» Problem details:
Repeat, exactly and only, the lines from the beginning of the data through the line with "const cardFields = ['Project', 'Task". Pictures are left out.

Rows from a dataset:
========================================================================

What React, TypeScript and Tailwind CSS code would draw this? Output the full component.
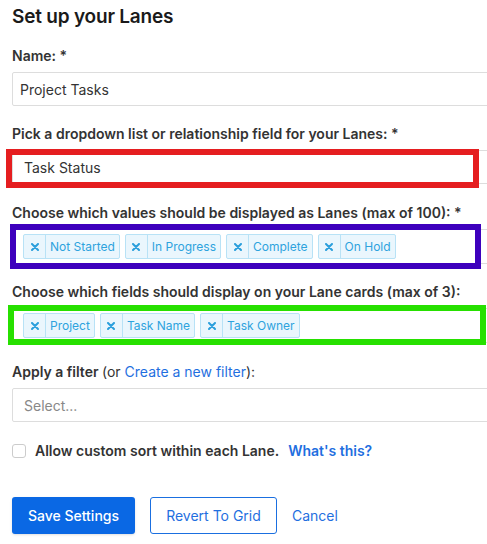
import React from 'react';

const laneValues = ['Not Started', 'In Progress', 'Complete', 'On Hold'];
const cardFields = ['Project', 'Task Name', 'Task Owner'];

function Chip({ label }: { label: string }) {
  return (
    <div className="flex h-[25px] items-stretch rounded-[2px] border border-[#b8e2f6] bg-[#eaf6fd] text-[12px] text-[#2ea3dd]">
      <span className="flex w-[22px] items-center justify-center border-r border-[#b8e2f6]">
        <svg width="8" height="8" viewBox="0 0 8 8" fill="none">
          <path d="M1 1L7 7M7 1L1 7" stroke="#2b9fdc" strokeWidth="2" strokeLinecap="round" />
        </svg>
      </span>
      <span className="flex items-center px-[4px]">{label}</span>
    </div>
  );
}

function Label({ children }: { children: React.ReactNode }) {
  return <div className="mb-[6px] text-[14px] font-semibold leading-[20px] text-[#333]">{children}</div>;
}

export default function App() {
  return (
    <div className="h-[544px] w-[487px] overflow-hidden bg-white font-['Inter',sans-serif]">
      <div className="w-[540px] pl-3">
        <h1 className="pt-[3px] text-[19px] font-semibold leading-[28px] tracking-[-0.2px] text-[#1a1a1a]">Set up your Lanes</h1>

        <div className="mt-[15px]">
          <Label>Name: *</Label>
          <div className="flex h-[34px] items-center rounded-[2px] border border-[#ddd] px-[7px] text-[14px] text-[#333]">
            Project Tasks
          </div>
        </div>

        <div className="mt-[18px]">
          <Label>Pick a dropdown list or relationship field for your Lanes: *</Label>
          <div className="relative">
            <div className="flex h-[34px] items-center rounded-[2px] border border-[#ddd] px-[11px] text-[14px] text-[#333]">
              Task Status
            </div>
            <div className="pointer-events-none absolute left-[-6px] top-[-1px] h-[39px] w-[473px] border-[6px] border-[#e51e20]" />
          </div>
        </div>

        <div className="mt-[19px]">
          <Label>Choose which values should be displayed as Lanes (max of 100): *</Label>
          <div className="relative">
            <div className="flex h-[35px] items-center gap-[5px] rounded-[2px] border border-[#ddd] pl-[10px]">
              {laneValues.map((v) => (
                <Chip key={v} label={v} />
              ))}
            </div>
            <div className="pointer-events-none absolute left-[-2px] top-[-5px] h-[45px] w-[471px] border-[6px] border-[#3d00bd]" />
          </div>
        </div>

        <div className="mt-[18px]">
          <Label>Choose which fields should display on your Lane cards (max of 3):</Label>
          <div className="relative">
            <div className="flex h-[35px] items-center gap-[5px] rounded-[2px] border border-[#ddd] pl-[10px]">
              {cardFields.map((v) => (
                <Chip key={v} label={v} />
              ))}
            </div>
            <div className="pointer-events-none absolute left-[-4px] top-[-3px] h-[40px] w-[478px] border-[6px] border-[#27e000]" />
          </div>
        </div>

        <div className="mt-[19px]">
          <Label>
            Apply a filter <span className="font-normal">(or </span>
            <span className="font-normal text-[#1f6fe0]">Create a new filter</span>
            <span className="font-normal">):</span>
          </Label>
          <div className="flex h-[34px] items-center rounded-[2px] border border-[#ddd] px-[11px] text-[14px] text-[#888]">
            Select...
          </div>
        </div>

        <div className="mt-[18px] flex items-center">
          <div className="h-[14px] w-[14px] rounded-[3px] border border-[#ccc] bg-white" />
          <span className="ml-[9px] text-[14px] font-semibold text-[#333]">Allow custom sort within each Lane.</span>
          <span className="ml-[9px] text-[14px] font-semibold text-[#1f6fe0]">What's this?</span>
        </div>

        <div className="mt-[36px] flex items-center">
          <button className="h-[37px] w-[123px] rounded-[3px] bg-[#0a68e4] text-[14px] font-medium text-white shadow-sm">
            Save Settings
          </button>
          <button className="ml-[15px] h-[37px] w-[127px] rounded-[3px] border border-[#1a6fe0] bg-white text-[14px] text-[#1f6fe0]">
            Revert To Grid
          </button>
          <span className="ml-[15px] text-[14px] text-[#1f6fe0]">Cancel</span>
        </div>
      </div>
    </div>
  );
}
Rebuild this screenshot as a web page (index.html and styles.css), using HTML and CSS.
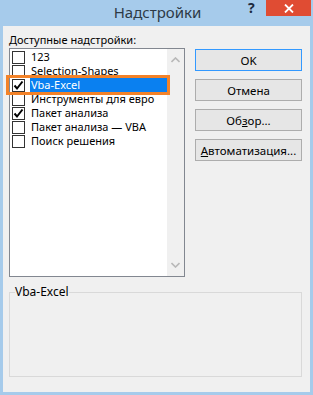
FILE: index.html
```html
<!DOCTYPE html>
<html lang="ru">
<head>
<meta charset="UTF-8">
<title>Надстройки</title>
<link rel="stylesheet" href="styles.css">
</head>
<body>
<div class="window">
  <div class="titlebar">
    <span class="title">Надстройки</span>
    <span class="help">?</span>
    <span class="close">
      <svg width="10" height="9" viewBox="0 0 10 9"><path d="M1 0.5 L9 8.5 M9 0.5 L1 8.5" stroke="#fff" stroke-width="1.8"/></svg>
    </span>
  </div>
  <div class="content">
    <div class="main">
      <div class="left">
        <div class="caption"><u>Д</u>оступные надстройки:</div>
        <div class="listbox">
          <div class="items">
            <div class="item"><span class="box"></span><span class="name">123</span></div>
            <div class="item"><span class="box"></span><span class="name">Selection-Shapes</span></div>
            <div class="item selected"><span class="box checked"><svg width="11" height="11" viewBox="0 0 11 11"><path d="M1.5 5.5 L4 8.5 L9.5 1.5" stroke="#000" stroke-width="2" fill="none"/></svg></span><span class="name">Vba-Excel</span></div>
            <div class="item"><span class="box"></span><span class="name">Инструменты для евро</span></div>
            <div class="item"><span class="box checked"><svg width="11" height="11" viewBox="0 0 11 11"><path d="M1.5 5.5 L4 8.5 L9.5 1.5" stroke="#000" stroke-width="2" fill="none"/></svg></span><span class="name">Пакет анализа</span></div>
            <div class="item"><span class="box"></span><span class="name">Пакет анализа — VBA</span></div>
            <div class="item"><span class="box"></span><span class="name">Поиск решения</span></div>
          </div>
          <div class="scrollbar">
            <svg width="9" height="6" viewBox="0 0 9 6"><path d="M0.5 5 L4.5 1 L8.5 5" stroke="#b8b8b8" stroke-width="1.6" fill="none"/></svg>
            <svg width="9" height="6" viewBox="0 0 9 6"><path d="M0.5 1 L4.5 5 L8.5 1" stroke="#b8b8b8" stroke-width="1.6" fill="none"/></svg>
          </div>
        </div>
        <div class="highlight"></div>
      </div>
      <div class="buttons">
        <button class="btn default">OK</button>
        <button class="btn">Отмена</button>
        <button class="btn">Об<u>з</u>ор...</button>
        <button class="btn"><u>А</u>втоматизация...</button>
      </div>
    </div>
    <fieldset class="group">
      <legend>Vba-Excel</legend>
    </fieldset>
  </div>
</div>
</body>
</html>
```

FILE: styles.css
```css
body {
  margin: 0;
  font-family: "Noto Sans", "Open Sans", sans-serif;
  font-size: 11px;
  color: #000;
}
.window {
  width: 313px;
  height: 395px;
  background-color: #a6cbeb;
  display: flex;
  flex-direction: column;
}
.titlebar {
  height: 26px;
  position: relative;
  display: flex;
  justify-content: center;
}
.title {
  font-size: 15px;
  color: #2d3a46;
  line-height: 24px;
  margin-left: 2px;
}
.help {
  position: absolute;
  left: 248px;
  top: 0;
  font-size: 14px;
  line-height: 16px;
  font-weight: bold;
  color: #1c2a3e;
}
.close {
  position: absolute;
  left: 266px;
  top: 0;
  width: 45px;
  height: 16px;
  background-color: #e04c33;
  display: flex;
  align-items: center;
  justify-content: center;
}
.content {
  margin: 0 3px 3px 3px;
  flex: 1;
  background-color: #f0f0f0;
  padding: 7px 8px 9px 6px;
  display: flex;
  flex-direction: column;
}
.main {
  display: flex;
  gap: 10px;
}
.left {
  position: relative;
}
.caption {
  height: 15px;
  line-height: 14px;
}
.listbox {
  width: 174px;
  height: 227px;
  border: 1px solid #828790;
  background-color: #fff;
  display: flex;
}
.items {
  flex: 1;
  padding-top: 1px;
}
.item {
  height: 14px;
  display: flex;
  align-items: center;
}
.box {
  width: 11px;
  height: 11px;
  border: 1px solid #333;
  background-color: #fff;
  margin-left: 2px;
  margin-right: 5px;
  display: flex;
  align-items: center;
  justify-content: center;
}
.name {
  height: 14px;
  line-height: 14px;
  padding-left: 1px;
}
.item.selected .name {
  flex: 1;
  background-color: #0a80f0;
  color: #fff;
}
.scrollbar {
  width: 17px;
  background-color: #f0f0f0;
  display: flex;
  flex-direction: column;
  justify-content: space-between;
  align-items: center;
  padding: 8px 0 8px;
}
.highlight {
  position: absolute;
  left: -3px;
  top: 42px;
  width: 158px;
  height: 14px;
  border: 3px solid #f38228;
}
.buttons {
  display: flex;
  flex-direction: column;
  gap: 8px;
  padding-top: 16px;
}
.btn {
  width: 107px;
  height: 22px;
  font-family: "Noto Sans", "Open Sans", sans-serif;
  font-size: 11.5px;
  color: #000;
  background-color: #e6e6e6;
  border: 1px solid #adadad;
  padding: 0;
}
.btn.default {
  border-color: #3399ff;
}
.group {
  margin: 9px 0 0 0;
  padding: 0;
  height: 89px;
  border: 1px solid #d9d9d9;
  width: 291px;
}
.group legend {
  padding: 0;
  margin-left: 5px;
  line-height: 12px;
  font-size: 12px;
}
```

========================================================================

» Final result:
What React, TypeScript and Tailwind CSS code would draw this? Output the full component.
import React from 'react';

const laneValues = ['Not Started', 'In Progress', 'Complete', 'On Hold'];
const cardFields = ['Project', 'Task Name', 'Task Owner'];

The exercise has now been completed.